Parlo di gente come Biagi, De Crescenzo & company, che sono usciti con risibili panzane sui supposti amasii di Socrate (in particolare Alcibiade; sennonché, stando al Simposio, che evidentemente citano ad orecchio, è proprio il rapporto "consumato" che sarebbe da escludere...), sul valore dell'insegnamento socratico, leonardesco e affini. Mi spiace signori, io, diversamente da voi, mio figlio a scuola da maestri di quel tipo non so se l'avrei mandato. E certo non l'avrei mandato da quel misogino di Michelangiolo, né da quel pazzo di Michelangelo (Merisi). Piuttosto da Raffaello, quello sì che ha sfornato degli allievi in gamba!
Ed era decisamente eterosessuale. Ma soprattutto, era un bravo maestro. Quanti invece di questi liberal-progressisti manderebbero loro figlio a scuola da un travestito? che magari, poi, non necessariamente dovrebbe essere omosessuale! e magari, per competenza e attitudine all'insegnamento, potrebbe essere quanto di meglio c'è sul mercato. Solo che, con la sua "apparenza" - non la sua sostanza, si badi bene! - potrebbe "corrompere i giovani" (che è, per chi non lo sapesse, il motivo per cui Socrate venne accusato condannato e "giustiziato").
Questo è il punto: al solito, l'ipocrisia. Per esempio quella di chi ti bolla uno spinello per guardarti morire di delirium tremens o di cancro ai polmoni. Quella di chi ti obbliga a una cintura di sicurezza solo per rimpinzare ogni tanto le tasche, sue e di chi le fa. Quella di chi ti esclude dalle normali agevolazioni perché sei disoccupato. Ipocrisia veramente sopraffina, che ieri ti bolla con la parola "mostro" un povero pedofilo e oggi ti incensa la cultura grecoclassica e la sua insigne pederastia.

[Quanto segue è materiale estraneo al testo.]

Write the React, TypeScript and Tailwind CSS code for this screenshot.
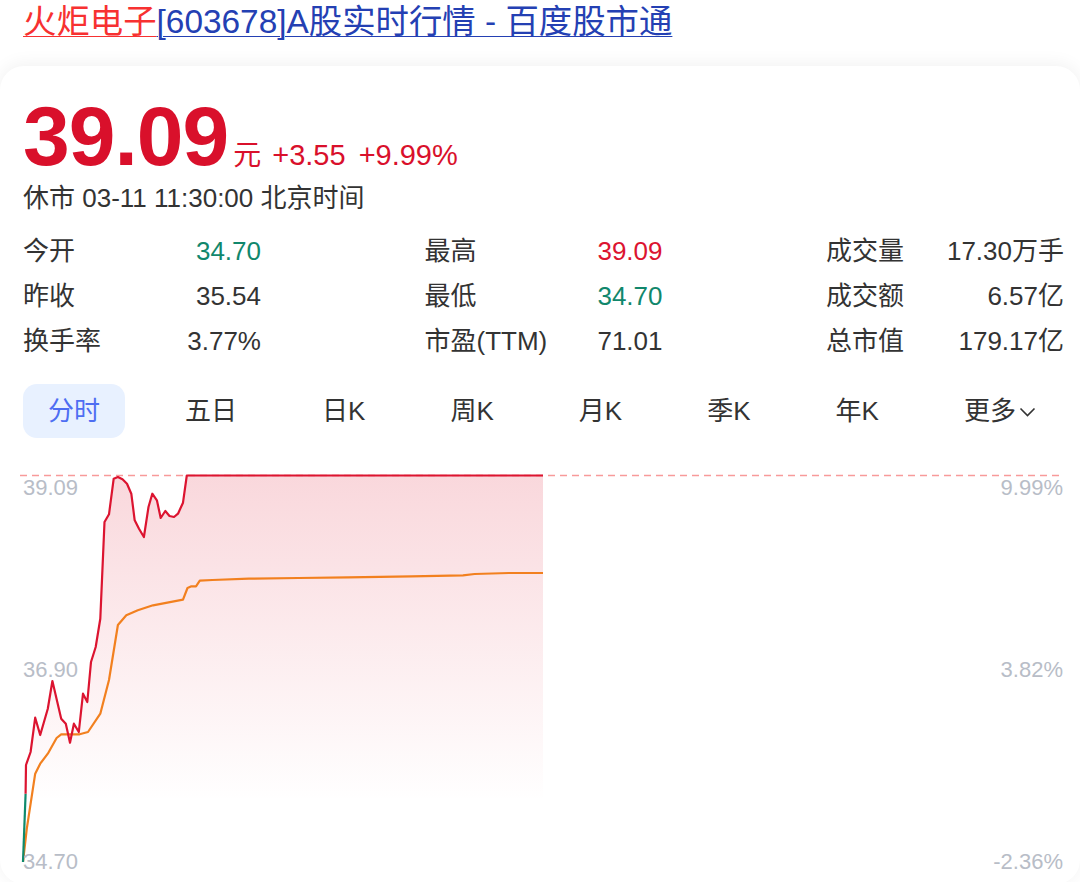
import React from "react";

const redPts: [number, number][] = [
  [25.6, 331.7], [26, 303], [30.6, 290], [35.2, 255.7], [40.2, 273], [47.8, 246.7],
  [52.4, 219], [61.2, 256.7], [65.8, 261.7], [70, 280.7], [73.9, 261.7], [78.8, 270],
  [83, 231.7], [87.3, 240], [91, 200], [95.7, 185], [100.3, 156.7], [104.5, 60],
  [109, 52.3], [113.7, 16.7], [117.9, 15], [122.5, 17.3], [127, 21.7], [131.3, 31.7],
  [134.7, 58.3], [139, 66.7], [143.9, 75], [148.5, 45], [152.3, 31.7], [156.9, 38.3],
  [160.7, 56], [165.3, 49], [169.5, 54], [174, 55], [178, 51.7], [183, 40.7],
  [186.8, 13.5], [543, 13.5],
];

const avgPts: [number, number][] = [
  [23, 400], [26.8, 366.7], [35.2, 311.7], [40.2, 301.7], [47.8, 291.7], [56.6, 276],
  [61.2, 272.3], [79.6, 272.3], [88, 270], [100.3, 251.7], [109, 218], [117.9, 163],
  [126.3, 153.3], [137.8, 148.3], [153, 143.3], [183, 137.7], [187.5, 126], [191.4, 124.3],
  [196, 124.3], [199.8, 118.7], [212.4, 118], [248.8, 116.7], [298.5, 116], [348.3, 115.3],
  [411.4, 114.3], [463, 113.3], [474.6, 112], [509, 111], [543, 111],
];

const toPath = (pts: [number, number][]) =>
  pts.map((p, i) => `${i === 0 ? "M" : "L"}${p[0]} ${p[1]}`).join(" ");

const stats: [string, string, string][] = [
  ["今开", "34.70", "text-[#11876c]"],
  ["最高", "39.09", "text-[#dc1430]"],
  ["成交量", "17.30万手", "text-[#333333]"],
  ["昨收", "35.54", "text-[#333333]"],
  ["最低", "34.70", "text-[#11876c]"],
  ["成交额", "6.57亿", "text-[#333333]"],
  ["换手率", "3.77%", "text-[#333333]"],
  ["市盈(TTM)", "71.01", "text-[#333333]"],
  ["总市值", "179.17亿", "text-[#333333]"],
];

const tabs = ["分时", "五日", "日K", "周K", "月K", "季K", "年K"];

export default function App() {
  const fillPath =
    "M23 400 " + redPts.map((p) => `L${p[0]} ${p[1]}`).join(" ") + " L543 400 Z";
  return (
    <div className="w-[1080px] h-[882px] overflow-hidden bg-white font-['Liberation_Sans','Noto_Sans_CJK_SC',sans-serif] text-[#333333]">
      <div className="px-[23px] text-[33.4px] leading-[44px] whitespace-nowrap">
        <span className="text-[#f73131] underline decoration-1 underline-offset-[3px]">火炬电子</span>
        <span className="text-[#2440b3] underline decoration-1 underline-offset-[3px]">[603678]A股实时行情 - 百度股市通</span>
      </div>

      <div className="mt-[22px] rounded-[24px] bg-white shadow-[0_-2px_18px_rgba(0,0,0,0.06)] pt-[28px]">
        <div className="pl-[23px] pr-[16px]">
          <div className="flex items-baseline text-[#d9102b] whitespace-nowrap">
            <span className="text-[84px] font-bold leading-[84px] tracking-[-1px]">39.09</span>
            <span className="ml-[5px] text-[28px]">元</span>
            <span className="ml-[11px] text-[29px]">+3.55</span>
            <span className="ml-[13px] text-[29px]">+9.99%</span>
          </div>
          <div className="h-[40px] leading-[40px] text-[26px] text-[#333333] whitespace-nowrap">
            休市 03-11 11:30:00 北京时间
          </div>

          <div className="mt-[11px] grid grid-cols-[238px_238px_238px] justify-between">
            {stats.map(([label, value, color], i) => (
              <div key={i} className="flex h-[45px] items-center justify-between text-[26px] whitespace-nowrap">
                <span className="text-[#333333]">{label}</span>
                <span className={color}>{value}</span>
              </div>
            ))}
          </div>

          <div className="mt-[20px] flex items-center justify-between text-[26px]">
            {tabs.map((t, i) => (
              <div
                key={t}
                className={
                  i === 0
                    ? "flex h-[54px] items-center rounded-[14px] bg-[#e8f1ff] px-[25px] text-[#4e6ef2]"
                    : "flex h-[54px] items-center px-[25px] text-[#333333]"
                }
              >
                {t}
              </div>
            ))}
            <div className="flex h-[54px] items-center pl-[25px] pr-[28px] text-[#333333]">
              更多
              <svg width="17" height="10" viewBox="0 0 17 10" className="ml-[3px] mt-[2px]">
                <polyline points="1.5,1.5 8.5,8.5 15.5,1.5" fill="none" stroke="#333" strokeWidth="1.6" />
              </svg>
            </div>
          </div>
        </div>

        <div className="relative mt-[24px] h-[422px] w-[1080px]">
          <svg width="1080" height="422" viewBox="0 0 1080 422" className="absolute left-0 top-0">
            <defs>
              <linearGradient id="fillg" x1="0" y1="13" x2="0" y2="340" gradientUnits="userSpaceOnUse">
                <stop offset="0" stopColor="#e0243c" stopOpacity="0.18" />
                <stop offset="1" stopColor="#e0243c" stopOpacity="0" />
              </linearGradient>
            </defs>
            <path d={fillPath} fill="url(#fillg)" />
            <line x1="20" y1="13.5" x2="1063" y2="13.5" stroke="#f89a9a" strokeWidth="1.6" strokeDasharray="7 5" />
            <path d={toPath(avgPts)} fill="none" stroke="#f2801f" strokeWidth="2.2" strokeLinejoin="round" />
            <path d="M23 400 L25.6 331.7" fill="none" stroke="#0f8a6c" strokeWidth="2.2" />
            <path d={toPath(redPts)} fill="none" stroke="#dc1430" strokeWidth="2.2" strokeLinejoin="round" />
          </svg>
          <div className="absolute left-[23px] top-[15px] text-[22px] leading-[22px] text-[#b8bdc7]">39.09</div>
          <div className="absolute left-[23px] top-[197px] text-[22px] leading-[22px] text-[#b8bdc7]">36.90</div>
          <div className="absolute left-[23px] top-[389px] text-[22px] leading-[22px] text-[#b8bdc7]">34.70</div>
          <div className="absolute right-[17px] top-[15px] text-[22px] leading-[22px] text-[#b8bdc7]">9.99%</div>
          <div className="absolute right-[17px] top-[197px] text-[22px] leading-[22px] text-[#b8bdc7]">3.82%</div>
          <div className="absolute right-[17px] top-[389px] text-[22px] leading-[22px] text-[#b8bdc7]">-2.36%</div>
        </div>
      </div>
    </div>
  );
}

Vi risparmio il resto. La verità, al solito, è che il nostro giornalismo istituzionalizzato, sotto la falsa luce di una falsa obiettività che non fa che trasmettere false informazioni, adempie unicamente a quella tragica funzione, propria di tutte le istituzioni, che è sopravvivere, non importa con quanti scheletruzzi nell'armadio. Quello che importa sono solo le anodine statistiche con relativi gradimenti, o il deficiente intervento volante di quattro deficienti contattati en passant, a mo' di intervista.

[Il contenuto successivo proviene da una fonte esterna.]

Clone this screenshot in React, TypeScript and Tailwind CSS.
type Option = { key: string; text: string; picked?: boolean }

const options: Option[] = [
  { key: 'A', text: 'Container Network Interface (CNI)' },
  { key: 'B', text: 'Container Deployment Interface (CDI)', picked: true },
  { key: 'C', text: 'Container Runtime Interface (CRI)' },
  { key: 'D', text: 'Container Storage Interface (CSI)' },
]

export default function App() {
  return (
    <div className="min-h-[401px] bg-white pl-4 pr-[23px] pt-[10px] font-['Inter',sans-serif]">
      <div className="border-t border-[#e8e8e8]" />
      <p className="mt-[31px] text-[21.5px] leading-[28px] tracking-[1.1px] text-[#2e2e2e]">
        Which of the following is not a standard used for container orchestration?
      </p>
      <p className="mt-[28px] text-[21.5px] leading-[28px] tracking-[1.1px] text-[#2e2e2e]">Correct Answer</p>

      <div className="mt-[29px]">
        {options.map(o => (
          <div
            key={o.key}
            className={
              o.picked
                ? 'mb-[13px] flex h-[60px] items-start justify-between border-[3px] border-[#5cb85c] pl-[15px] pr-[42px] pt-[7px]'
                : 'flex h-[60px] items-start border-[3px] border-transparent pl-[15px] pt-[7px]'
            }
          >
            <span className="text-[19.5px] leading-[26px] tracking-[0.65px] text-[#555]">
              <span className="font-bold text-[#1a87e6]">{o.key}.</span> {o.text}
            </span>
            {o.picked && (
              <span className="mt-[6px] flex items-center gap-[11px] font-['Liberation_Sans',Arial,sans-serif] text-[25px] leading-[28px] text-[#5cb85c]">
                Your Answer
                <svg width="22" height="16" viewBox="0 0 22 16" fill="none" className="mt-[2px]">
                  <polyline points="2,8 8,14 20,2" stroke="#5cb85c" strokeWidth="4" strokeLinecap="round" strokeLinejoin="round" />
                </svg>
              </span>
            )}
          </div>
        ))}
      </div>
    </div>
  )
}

Ma in tutto questo, il parere vero e reale degli omosessuali, chi l'ha approfondito? Chi ne ha sentito la voce, a volte dolente, a volte provocatoria, a volte irriverente? Chi ha sentito, nella propria interiorità, quanto ricca sia, tolto tutto che può esservi di esteriore, la loro umanità, e quanto poco essa diverga da quella dei cosiddetti eterosessuali?

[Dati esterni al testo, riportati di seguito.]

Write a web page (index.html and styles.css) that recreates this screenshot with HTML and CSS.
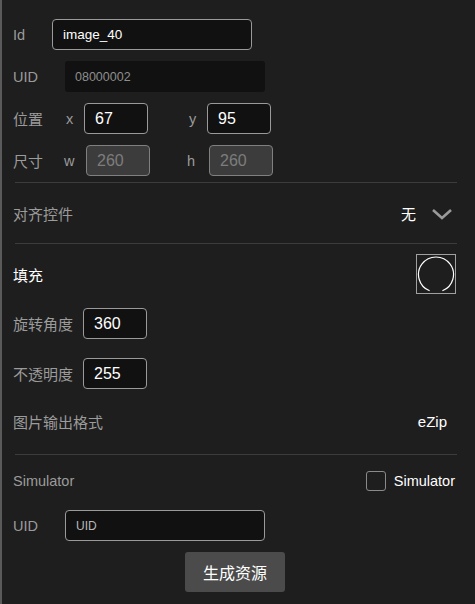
FILE: index.html
```html
<!DOCTYPE html>
<html>
<head>
<meta charset="utf-8">
<link rel="stylesheet" href="styles.css">
</head>
<body>
<div class="panel">
  <div class="row r-id">
    <span class="lbl w39">Id</span>
    <div class="inp wide">image_40</div>
  </div>
  <div class="row r-uid">
    <span class="lbl w52">UID</span>
    <div class="ro">08000002</div>
  </div>
  <div class="row r-pos">
    <span class="lbl cjk w53">位置</span>
    <span class="lbl ax">x</span>
    <div class="inp num">67</div>
    <span class="lbl ay">y</span>
    <div class="inp num">95</div>
  </div>
  <div class="row r-size">
    <span class="lbl cjk w51">尺寸</span>
    <span class="lbl aw">w</span>
    <div class="inp num dis">260</div>
    <span class="lbl ah">h</span>
    <div class="inp num dis">260</div>
  </div>
  <div class="divider d1"></div>
  <div class="row r-align">
    <span class="lbl cjk">对齐控件</span>
    <span class="spacer"></span>
    <span class="val cjk">无</span>
    <svg class="chev" width="22" height="14" viewBox="0 0 22 14"><path d="M2 3 L11 11 L20 3" fill="none" stroke="#9a9a9a" stroke-width="2.6"/></svg>
  </div>
  <div class="divider"></div>
  <div class="row r-fill">
    <span class="lbl cjk white">填充</span>
    <span class="spacer"></span>
    <div class="colorbox">
      <svg width="38" height="38" viewBox="0 0 38 38"><path d="M12.6 35.8 A17.5 17.5 0 1 1 25.4 35.8" fill="none" stroke="#ffffff" stroke-width="1.2"/></svg>
    </div>
  </div>
  <div class="row r-rot">
    <span class="lbl cjk w70">旋转角度</span>
    <div class="inp num">360</div>
  </div>
  <div class="row r-op">
    <span class="lbl cjk w70">不透明度</span>
    <div class="inp num">255</div>
  </div>
  <div class="row r-fmt">
    <span class="lbl cjk">图片输出格式</span>
    <span class="spacer"></span>
    <span class="val ezip">eZip</span>
  </div>
  <div class="divider"></div>
  <div class="row r-sim">
    <span class="lbl">Simulator</span>
    <span class="spacer"></span>
    <span class="chk"></span>
    <span class="val simtxt">Simulator</span>
  </div>
  <div class="row r-uid2">
    <span class="lbl w52">UID</span>
    <div class="inp wide2 ph">UID</div>
  </div>
  <div class="btnrow">
    <div class="btn">生成资源</div>
  </div>
</div>
</body>
</html>
```
FILE: styles.css
```css
html, body {
  margin: 0;
  padding: 0;
  background: #1e1e1e;
}
body {
  width: 475px;
  height: 604px;
  overflow: hidden;
  font-family: "Liberation Sans", "Noto Sans CJK SC", sans-serif;
  font-size: 14px;
}
.panel {
  box-sizing: border-box;
  height: 604px;
  border-left: 2px solid #5a5a5a;
  padding: 19px 18px 0 11px;
  display: flex;
  flex-direction: column;
}
.row {
  display: flex;
  align-items: center;
}
.lbl {
  color: #9b9b9b;
  font-size: 14.5px;
  white-space: nowrap;
}
.lbl.cjk, .val.cjk { font-size: 15px; }
.lbl.white { color: #ffffff; }
.w39 { width: 39px; }
.w52 { width: 52px; }
.w53 { width: 53px; }
.w51 { width: 51px; }
.w70 { width: 70px; }
.ax { width: 18px; }
.ay { width: 18px; margin-left: 41px; }
.aw { width: 22px; }
.ah { width: 22px; margin-left: 37px; }
.spacer { flex: 1; }
.inp {
  box-sizing: border-box;
  height: 31px;
  border: 1px solid #9a9a9a;
  border-radius: 4px;
  background: #111111;
  color: #ffffff;
  display: flex;
  align-items: center;
  padding-left: 10px;
  font-size: 14px;
}
.inp.wide { width: 200px; font-size: 13.5px; }
.inp.wide2 { width: 200px; }
.inp.ph { color: #b8b8b8; font-size: 12px; }
.inp.num { width: 64px; font-size: 16px; }
.inp.dis {
  background: #3c3c3c;
  border-color: #808080;
  color: #7d7d7d;
}
.ro {
  box-sizing: border-box;
  width: 200px;
  height: 31px;
  background: #111111;
  border-radius: 3px;
  color: #8e8e8e;
  font-size: 12.5px;
  display: flex;
  align-items: center;
  padding-left: 10px;
}
.r-uid { margin-top: 11px; }
.r-pos { margin-top: 11px; }
.r-size { margin-top: 11px; }
.divider {
  height: 1px;
  background: #3c3c3c;
  margin-left: 2px;
}
.d1 { margin-top: 6px; }
.r-align { height: 60px; }
.val { color: #ffffff; font-size: 14.5px; }
.chev { margin-left: 15px; margin-right: 4px; margin-top: 2px; }
.r-fill { margin-top: 10px; height: 40px; }
.colorbox {
  box-sizing: border-box;
  width: 40px;
  height: 40px;
  border: 1px solid #a0a0a0;
  display: flex;
  align-items: center;
  justify-content: center;
  margin-right: 1px;
}
.colorbox svg { display: block; }
.r-rot { margin-top: 14px; }
.r-op { margin-top: 19px; }
.r-fmt { height: 65px; }
.ezip { font-size: 15px; margin-right: 10px; }
.r-sim { height: 52px; }
.chk {
  box-sizing: border-box;
  width: 20px;
  height: 20px;
  border: 1px solid #8a8a8a;
  border-radius: 3px;
  margin-right: 8px;
}
.simtxt { margin-right: 2px; }
.r-uid2 { margin-top: 3px; }
.btnrow {
  display: flex;
  justify-content: center;
  margin-top: 11px;
}
.btn {
  width: 100px;
  height: 40px;
  box-sizing: border-box;
  background: #4b4b4b;
  border-radius: 3px;
  color: #ffffff;
  font-size: 16px;
  display: flex;
  align-items: center;
  justify-content: center;
}
```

La risposta è purtroppo ovvia, scontata. Al massimo si ricorda che il presidente dell'Arcigay ha detto questo e quello. Un "questo e quello" lapidariamente e sommariamente riassunto, travisato, spesso irriso. Non una sola delle sue parole viene riportata testualmente, se non annacquata in una gora di inesattezze. Non invidio davvero i gay: è già difficile dover convivere con il disprezzo di sé, e deve essere ben squallido dover sottostare - solo per un partito preso - anche a quello degli altri.
Ed è per tutto questo che io mi onoro, nel senso più alto e più pieno del termine, di ospitare in queste mie pagine gli scritti di chi, molto meglio di me, può aiutare a comprendere quale veramente sia, anche oggi, la condizione degli omosessuali in Italia. In realtà lo scritto che trovate qui sotto nasce - e infatti mi cita - come risposta alle mie obiezioni, espresse in via privata, allo studio sulla presunta omosessualità di Leopardi, presente altrove in queste stesse pagine (Leopardi: puro, etero, o gay?). Ma la problematica affrontata travalica di gran lunga questo motivo, tutto sommato, esteriore. E soprattutto dimostra, in modo evidente ed inoppugnabile, quale visione superficiale, distorta e, peggio, di maniera, ci venga propinata dell'omosessualità, giorno per giorno, continuamente, dai cosiddetti media. Che nemmeno si sognano di definire omicidio - di Stato o di Chiesa che importa?- quello di un Alfredo Ormando, il cui sacrificio (ricordate quello di Jan Palach?) getta una sinistra luce sul nostro vergognoso perbenismo, che preferisce dimenticare in fretta gli episodi "sgradevoli". Ha ben ragione Gunter Dworek, esponente di quel che potrebbe esser definito l'Arcigay tedesco, a dire che i gay possono anche essere legalmente tollerati, ma quanto a riconoscerne i diritti è tutt'altro discorso. Un discorso che, purtroppo, vale anche per l'Italia.
Per il testo di Bettelheim mi riferisco a Symbolic wounds: puberty rites and the envious male, The free press, Glencoe 1962. La versione italiana, edita da Sansoni, Firenze 1973, ha purtroppo eliminato l'espressione "maschio invidioso": Ferite simboliche. Un'interpretazione psicoanalitica dei riti puberali.